Nickname: "Big Apple", "Gotham
The City of New York is a global economic center, with its business, finance, trading, law, and media organizations influential worldwide. The city is also an important cultural center, with many museums, galleries, and performance venues. Home of the United Nations, the city is a hub for international diplomacy.
New York City comprises five boroughs, each of which are coterminous with a county: The Bronx, Brooklyn, Manhattan, Queens, and Staten Island. The city has many neighborhoods and landmarks known around the world: The Statue of Liberty, Wall Street, in Lower Manhattan, has been a dominant global financial center since World War II and is home to the New York Stock Exchange. The city has been home to several of the tallest buildings in the world, including the Empire State Building and the former twin towers of the World Trade Center. The city is the birthplace of many American cultural movements, including the Harlem Renaissance in literature and visual art, abstract expressionism in painting, and hip hop along with the Tin Pan Alley in music.

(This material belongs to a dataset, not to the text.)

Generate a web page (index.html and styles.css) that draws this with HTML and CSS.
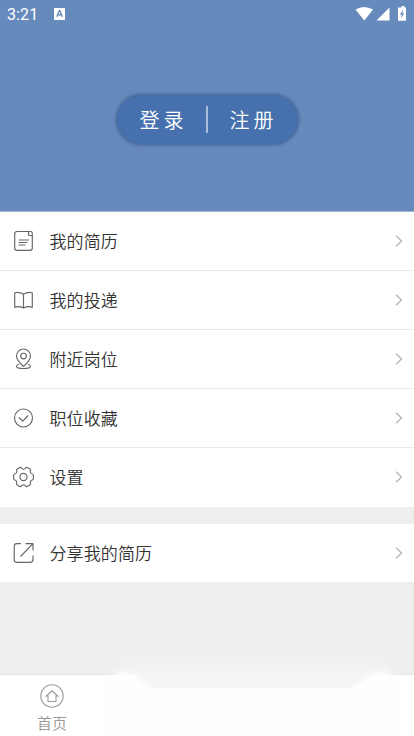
FILE: index.html
```html
<!DOCTYPE html>
<html lang="zh-CN">
<head>
<meta charset="utf-8">
<title>我的</title>
<link rel="stylesheet" href="styles.css">
</head>
<body>
<div class="app">
  <header class="hero">
    <div class="status">
      <span class="time">3:21</span>
      <svg class="notice" width="11" height="12" viewBox="0 0 11 12"><rect width="11" height="12" rx="1" fill="#fff"/><path d="M2.8 8.8 5.3 2.6h.5l2.5 6.2M3.8 6.8h3.6" fill="none" stroke="#5f7fae" stroke-width="1.3"/></svg>
      <svg class="signals" width="54" height="16" viewBox="0 0 54 16" fill="#fff"><path d="M.5 3.500Q9-1.500 18 3.500L9.300 14.500Z"/><path d="M34.500 1.500V14.500H21.500Z"/><path d="M45 1.500h1.500V0h3v1.500H51V14.800h-8V1.500Z"/><path d="M48.300 3.500 44.800 8.600h2l-.8 4 3.300-5.200h-2Z" fill="#6689bd"/></svg>
    </div>
    <div class="auth">
      <span class="auth-link">登录</span>
      <span class="auth-line"></span>
      <span class="auth-link">注册</span>
    </div>
  </header>
  <main class="content">
    <nav class="menu">
      <div class="row">
        <svg class="icon" viewBox="0 0 22 22"><path d="M15.500 1.500H4Q1.700 1.500 1.700 4V18Q1.700 20.300 4 20.300H17Q19.300 20.300 19.300 18V5.500H16.500Q15.500 5.500 15.500 4.500ZM15.500 1.500H17.500Q19.300 1.500 19.300 3.300V5.500M6 10h10M5.500 12.500h9M5.500 15h7"/></svg>
        <span class="label">我的简历</span>
        <svg class="arrow" viewBox="0 0 8 12"><path d="m1 .8 5.500 5.200L1 11.200"/></svg>
      </div>
      <div class="row">
        <svg class="icon" viewBox="0 0 22 22"><path d="M10.500 5Q6 2.500 1.700 3.700V18.300Q6 16.700 10.500 19Q15 16.700 19.300 18.300V3.700Q15 2.500 10.500 5V19"/></svg>
        <span class="label">我的投递</span>
        <svg class="arrow" viewBox="0 0 8 12"><path d="m1 .8 5.500 5.200L1 11.200"/></svg>
      </div>
      <div class="row">
        <svg class="icon" viewBox="0 0 22 22"><path d="M10.500 18.500Q3.500 12 3.500 8A7 7 0 0 1 17.500 8Q17.500 12 10.500 18.500Z"/><circle cx="10.500" cy="8" r="2.800"/><path d="M6.200 16.200Q3.500 16.800 3.500 18.200C3.500 19.700 6.500 20.500 10.500 20.500S17.500 19.700 17.500 18.200Q17.500 16.800 14.800 16.200"/></svg>
        <span class="label">附近岗位</span>
        <svg class="arrow" viewBox="0 0 8 12"><path d="m1 .8 5.500 5.200L1 11.200"/></svg>
      </div>
      <div class="row">
        <svg class="icon" viewBox="0 0 22 22"><circle cx="10.500" cy="11" r="9"/><path d="m6 10.500 3.700 3.700 5.600-5.700"/></svg>
        <span class="label">职位收藏</span>
        <svg class="arrow" viewBox="0 0 8 12"><path d="m1 .8 5.500 5.200L1 11.200"/></svg>
      </div>
      <div class="row">
        <svg class="icon" viewBox="0 0 22 22"><path d="M8.800 2.600Q8.100 1 6.800 1.600L4.200 3.100Q3 3.900 3.800 5.300Q4 7.300 2.200 7.800Q.6 8 .6 9.500V12.500Q.6 14 2.200 14.200Q4 14.700 3.800 16.700Q3 18.100 4.200 18.900L6.800 20.400Q8.100 21 8.800 19.400Q10.500 18.200 12.200 19.400Q12.900 21 14.200 20.400L16.800 18.900Q18 18.100 17.200 16.700Q17 14.700 18.800 14.200Q20.400 14 20.400 12.500V9.500Q20.400 8 18.800 7.800Q17 7.300 17.200 5.300Q18 3.900 16.800 3.100L14.200 1.600Q12.900 1 12.200 2.600Q10.500 3.800 8.800 2.600Z"/><circle cx="10.500" cy="11" r="3.600"/></svg>
        <span class="label">设置</span>
        <svg class="arrow" viewBox="0 0 8 12"><path d="m1 .8 5.500 5.200L1 11.200"/></svg>
      </div>
    </nav>
    <nav class="menu share">
      <div class="row">
        <svg class="icon" viewBox="0 0 22 22"><path d="M8 1.600H4Q1.200 1.600 1.200 4.500V17.500Q1.200 20.400 4 20.400H17Q20 20.400 20 17.500V13.500M12.500 1.600H20V8.500M20 1.600 7.500 14.500"/></svg>
        <span class="label">分享我的简历</span>
        <svg class="arrow" viewBox="0 0 8 12"><path d="m1 .8 5.500 5.200L1 11.200"/></svg>
      </div>
    </nav>
  </main>
  <footer class="tabs">
    <svg class="haze" viewBox="0 0 314 96">
      <defs>
        <linearGradient id="fade" x1="0" y1="0" x2="0" y2="1"><stop offset="0" stop-color="#fff" stop-opacity="0"/><stop offset="1" stop-color="#fff" stop-opacity=".5"/></linearGradient>
        <linearGradient id="sides"><stop offset="0" stop-color="#000"/><stop offset=".12" stop-color="#fff"/><stop offset=".88" stop-color="#fff"/><stop offset="1" stop-color="#000"/></linearGradient>
        <mask id="edges"><rect width="314" height="96" fill="url(#sides)"/></mask>
        <filter id="soft" x="-40%" y="-40%" width="180%" height="180%"><feGaussianBlur stdDeviation="3"/></filter>
      </defs>
      <path d="M40 34H274V48.500H40Z" fill="#eee"/>
      <path d="M0 0H314V48.500H0Z" fill="url(#fade)" mask="url(#edges)"/>
      <path d="M14 38 26 32H36L55 50V64H14ZM300 38 290 32H278L256 50V64H300Z" fill="#fff" filter="url(#soft)"/>
      <path d="M8 37 32 35 51 48.500H256L278 35 306 37V96H8Z" fill="#fefefe"/>
    </svg>
    <div class="tab">
      <svg class="home" viewBox="0 0 24 24"><circle cx="12" cy="12" r="11.200"/><path d="M6.300 12 12 6.800 17.700 12H16V17.500H8V12Z"/></svg>
      <span>首页</span>
    </div>
  </footer>
</div>
</body>
</html>
```
FILE: styles.css
```css
* { box-sizing: border-box; }
body {
  margin: 0;
  font-family: "Noto Sans CJK SC", sans-serif;
  font-weight: 350;
  color: #333;
  background: #eee;
}
.app {
  display: flex;
  flex-direction: column;
  height: 736px;
  overflow: hidden;
}
.hero {
  height: 212px;
  flex: none;
  display: flex;
  flex-direction: column;
  align-items: center;
  background: #678abd;
  border-bottom: 1px solid #9db3d4;
}
.status {
  width: 100%;
  height: 28px;
  display: flex;
  align-items: center;
  padding: 0 5px 0 7px;
  color: #fff;
}
.time {
  width: 47px;
  padding-top: 1px;
  font: 400 16px/28px Roboto, sans-serif;
  letter-spacing: .1px;
}
.signals { margin-left: auto; }
.auth {
  display: flex;
  align-items: center;
  width: 181px;
  height: 49px;
  margin-top: 67px;
  padding-left: 23px;
  border-radius: 25px;
  background: #4671ae;
  box-shadow: 0 0 4px rgba(30, 55, 95, .75);
  color: #fff;
}
.auth-link {
  font-size: 20px;
  line-height: 50px;
  letter-spacing: 4px;
  white-space: nowrap;
}
.auth-line {
  width: 2px;
  height: 27px;
  margin: 0 22px 0 18px;
  background: #a9bedd;
}
.content { flex: 1; }
.menu { background: #fff; }
.row {
  display: flex;
  align-items: center;
  height: 59px;
  padding: 0 11px 0 12.5px;
  border-bottom: 1px solid #e9e9e9;
}
.row:last-child { border-bottom-color: #fff; }
.share { margin-top: 17px; }
.share .row { height: 58px; }
.icon {
  width: 22px;
  height: 22px;
  fill: none;
  stroke: #666;
  stroke-width: 1.15;
  stroke-linejoin: round;
}
.label {
  flex: 1;
  margin-left: 15px;
  font-size: 17px;
  line-height: 24px;
  letter-spacing: .1px;
}
.arrow {
  width: 8px;
  height: 12px;
  fill: none;
  stroke: #b5b5b5;
  stroke-width: 1.3;
}
.tabs {
  position: relative;
  flex: none;
  height: 62px;
  background: #fff;
  border-top: 1px solid #e3e3e3;
}
.haze {
  position: absolute;
  left: 96px;
  bottom: 0;
  width: 314px;
  height: 96px;
}
.tab {
  display: flex;
  flex-direction: column;
  align-items: center;
  width: 104px;
  padding-top: 9px;
  color: #999;
  font-size: 15px;
  line-height: 22px;
}
.home {
  width: 24px;
  height: 24px;
  margin-bottom: 4px;
  fill: none;
  stroke: #999;
  stroke-width: 1.1;
}
```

The mainland and many islands of New York are linked by a network of bridges and tunnels, including the Brooklyn Bridge and Holland Tunnel.
The city was founded as the colony of New Amsterdam by Dutch colonists in the early 17th century. The five boroughs were consolidated into one city in 1898. It has been central to the development of the United States, serving as the nation's first capital city in 1789, and has had a large influence in American media, finance, and politics. It is the site of some of the country's largest celebrations in size, including ticker-tape parades for returning astronauts and the celebrations in Times Square of the end of World War II.
Manhattan contains the major business and financial centers of the city and many cultural attractions, including numerous museums, the Broadway theatre district and Madison Square Garden.